High Stakes and Low Bars: How International Recognition Shapes the Conduct of Civil Wars
Marika Landau-Wells
International Security, Summer 2018, Pages 100-137
Abstract:
When rebel groups engage incumbent governments in war for control of the state, questions of international recognition arise. International recognition determines which combatants can draw on state assets, receive overt military aid, and borrow as sovereigns - all of which can have profound consequences for the military balance during civil war. How do third-party states and international organizations determine whom to treat as a state's official government during civil war? Data from the sixty-one center-seeking wars initiated from 1945 to 2014 indicate that military victory is not a prerequisite for recognition. Instead, states generally rely on a simple test: control of the capital city. Seizing the capital does not foreshadow military victory. Civil wars often continue for many years after rebels take control and receive recognition. While geopolitical and economic motives outweigh the capital control test in a small number of important cases, combatants appear to anticipate that holding the capital will be sufficient for recognition. This expectation generates perverse incentives. In effect, the international community rewards combatants for capturing or holding, by any means necessary, an area with high concentrations of critical infrastructure and civilians. In the majority of cases where rebels contest the capital, more than half of its infrastructure is damaged or the majority of civilians are displaced (or both), likely fueling long-term state weakness.
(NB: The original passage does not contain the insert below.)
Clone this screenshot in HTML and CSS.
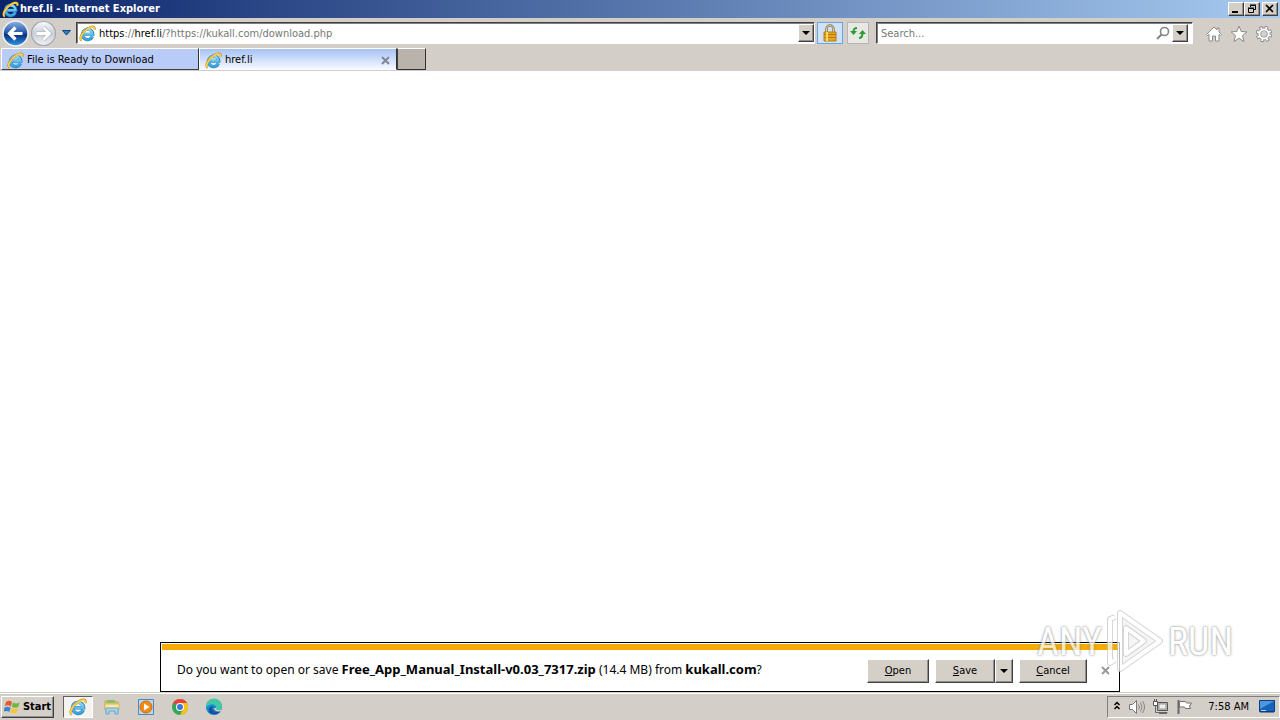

Antecedents of war: The geopolitics of low oil prices and decelerating financial liquidity
Hany Abdel-Latif & Mahmoud El-Gamal
Applied Economics Letters, forthcoming
Abstract:
We investigate the joint dynamics of oil prices, financial liquidity and geopolitical risk, within a multi-country global vector autoregressive model. We find that low oil prices are expected to trigger higher levels of geopolitical risk and that decelerating financial liquidity serves as an accelerator.